ABBOTT, LYMAN


Meaning of ABBOTT, LYMAN in English

born Dec. 18, 1835, Roxbury, Mass., U.S. died Oct. 22, 1922, New York, N.Y. American Congregationalist minister and a leading exponent of the Social Gospel movement. Abbott left law practice to study theology and was ordained in 1860. After serving in two pastorates he became associate editor of Harper's Magazine and in 1870 editor of the Illustrated Christian Weekly. In 1876 he joined Henry Ward Beecher's Christian Union, a nondenominational religious weekly, and in 1881 Abbott became its editor in chief. He succeeded in 1888 to Beecher's pulpit in the Plymouth Congregational Church, Brooklyn, where he served until 1899. Abbott early became interested in industrial problems. Under his editorship the Christian Union (renamed Outlook in 1893) promulgated the Social Gospel, which sought to apply Christianity to social and industrial problems.
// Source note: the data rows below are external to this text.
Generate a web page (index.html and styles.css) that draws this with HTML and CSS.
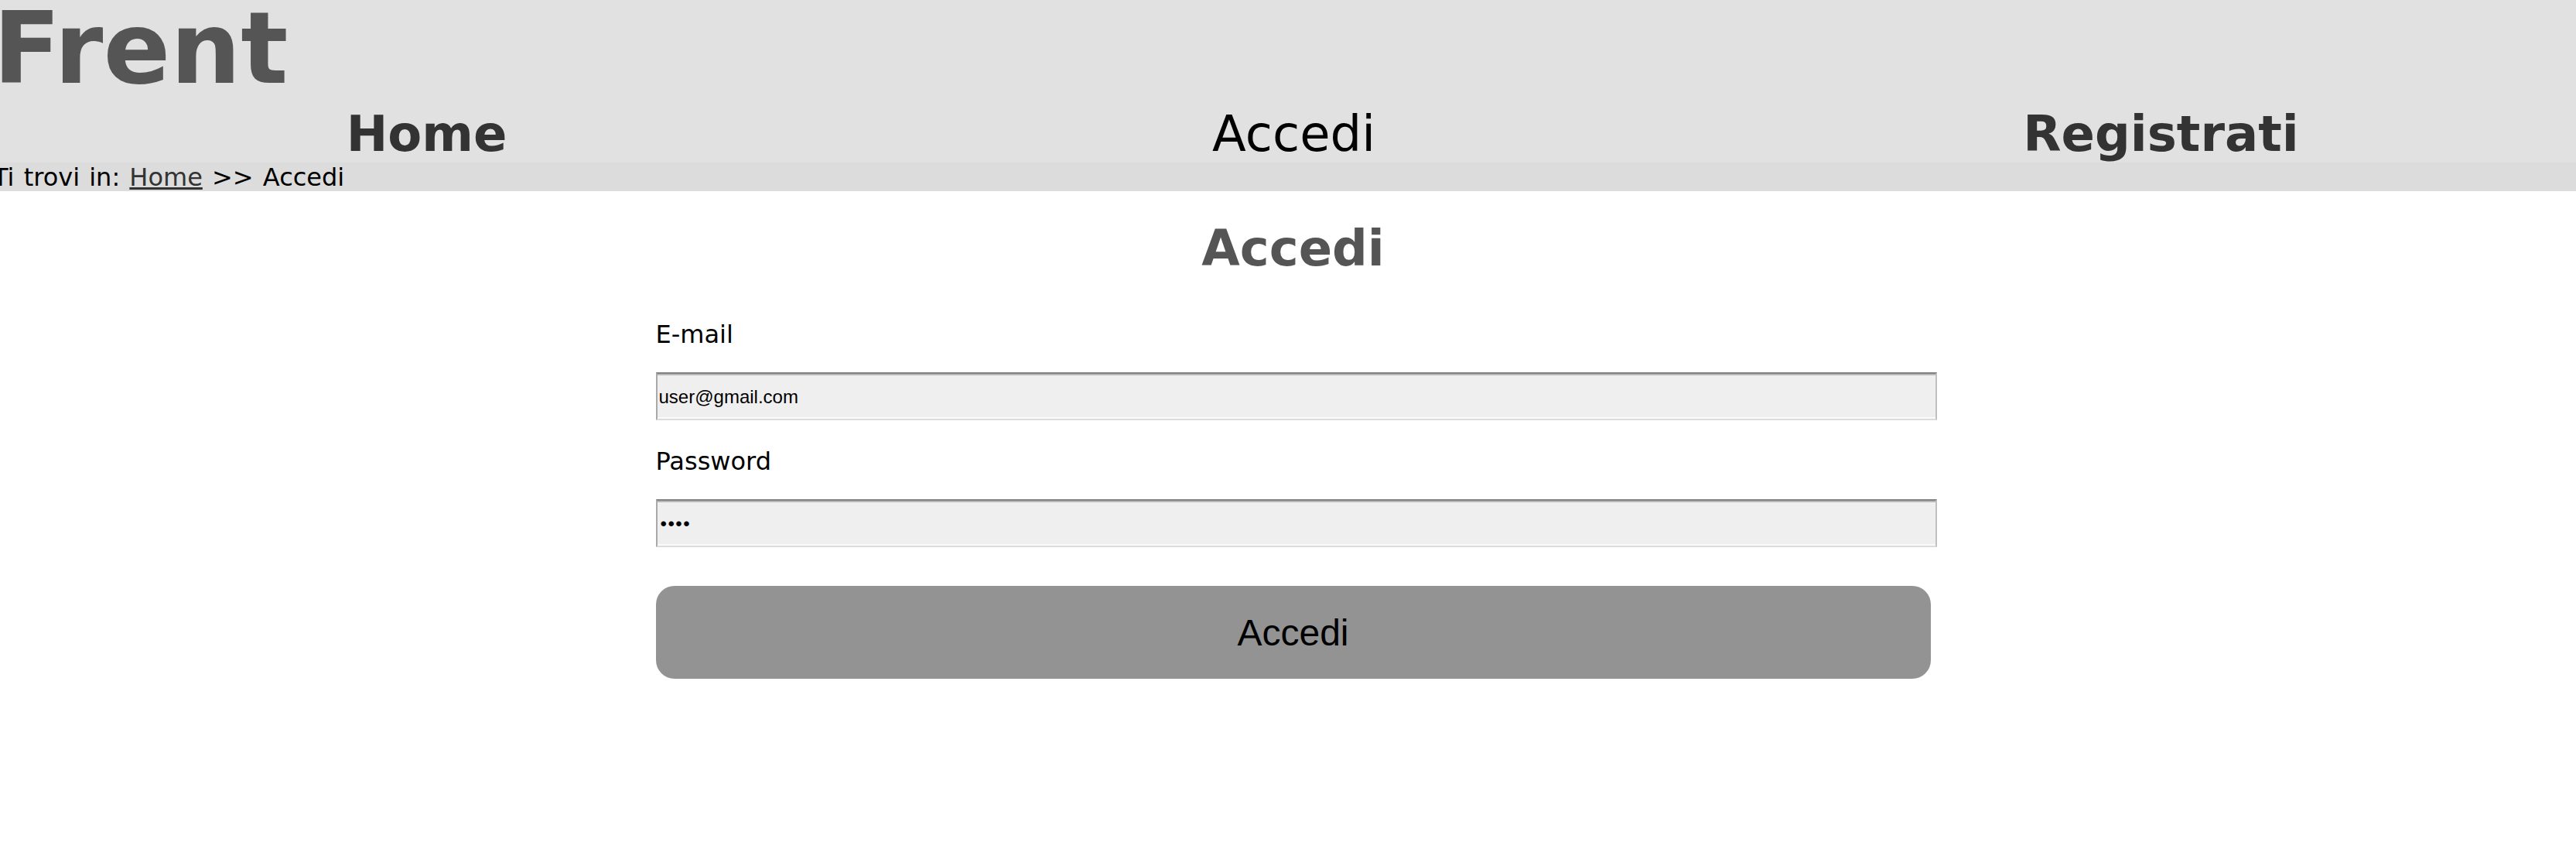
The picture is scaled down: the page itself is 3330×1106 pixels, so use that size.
FILE: index.html
```html
<!DOCTYPE html>
<html lang="it">
<head>
<meta charset="utf-8">
<title>Frent - Accedi</title>
<link rel="stylesheet" href="styles.css">
</head>
<body>
<header class="site-header">
  <h1 class="logo">Frent</h1>
  <nav class="main-nav">
    <ul class="nav-list">
      <li><a class="nav-link" href="#">Home</a></li>
      <li><span class="nav-current">Accedi</span></li>
      <li><a class="nav-link" href="#">Registrati</a></li>
    </ul>
  </nav>
  <div class="breadcrumb">Ti trovi in: <a href="#" class="crumb-link">Home</a> &gt;&gt; Accedi</div>
</header>
<main class="content">
  <h2 class="page-title">Accedi</h2>
  <form class="login-form">
    <label class="field-label" for="email">E-mail</label>
    <input class="field-input" id="email" type="email" value="user@gmail.com">
    <label class="field-label" for="password">Password</label>
    <input class="field-input field-password" id="password" type="password" value="abcd">
    <button class="submit-btn" type="button">Accedi</button>
  </form>
</main>
</body>
</html>
```
FILE: styles.css
```css
html, body {
  margin: 0;
  padding: 0;
}

body {
  font-family: "DejaVu Sans", Verdana, sans-serif;
  background: #ffffff;
  color: #000000;
  overflow-x: hidden;
}

.site-header {
  background: #e1e1e1;
  margin: 0 -24px 0 -9px;
}

.logo {
  margin: 0;
  font-size: 128px;
  line-height: 126px;
  font-weight: bold;
  color: #555555;
}

.main-nav {
  margin-top: 10px;
}

.nav-list {
  list-style: none;
  margin: 0;
  padding: 0;
  display: grid;
  grid-template-columns: repeat(3, 1fr);
  text-align: center;
  font-size: 64px;
  line-height: 74px;
}

.nav-link {
  color: #333333;
  font-weight: bold;
  text-decoration: none;
}

.nav-current {
  color: #000000;
}

.breadcrumb {
  background: #dcdcdc;
  font-size: 32px;
  line-height: 36px;
  padding-top: 1px;
  word-spacing: 2px;
}

.crumb-link {
  color: #333333;
}

.content {
  padding-left: 13px;
}

.page-title {
  margin: 37px 0 0;
  text-align: center;
  font-size: 64px;
  font-weight: bold;
  color: #555555;
  line-height: normal;
}

.login-form {
  width: 1648px;
  margin: 55px auto 0;
}

.field-label {
  display: block;
  font-size: 32px;
  line-height: normal;
  margin-bottom: 30px;
}

.field-input {
  display: block;
  box-sizing: content-box;
  width: 100%;
  height: 54px;
  padding: 3px 2px 1px;
  margin: 0 0 34px;
  font-family: "Liberation Sans", Arial, sans-serif;
  font-size: 24px;
  color: #000000;
  background: #efefef;
  border-style: solid;
  border-width: 2px;
  border-color: #808080 #c0c0c0 #dcdcdc #a9a9a9;
  box-shadow: inset 0 2px 0 #b8b8b8, inset 0 -2px 0 #fafafa;
  outline: none;
}

.field-password {
  padding-left: 4px;
  width: calc(100% - 2px);
  letter-spacing: 1.5px;
}

.submit-btn {
  display: block;
  width: 100%;
  height: 120px;
  margin-top: 50px;
  padding: 0;
  border: none;
  border-radius: 24px;
  background: #939393;
  font-family: "Liberation Sans", Arial, sans-serif;
  font-size: 48px;
  color: #000000;
}
```
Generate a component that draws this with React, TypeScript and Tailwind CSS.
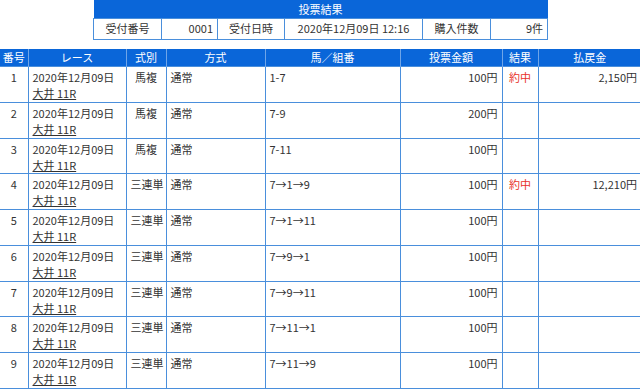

His Christianity and Social Problems (1897), The Rights of Man (1901), The Spirit of Democracy (1910), and America in the Making (1911) present his moderate sociological views, which rejected both socialism and laissez-faire economics. On other problems Abbott presented the viewpoint of liberal evangelical Protestantism. He sought to interpret, rather than condemn, the effect of the theory of evolution on religion.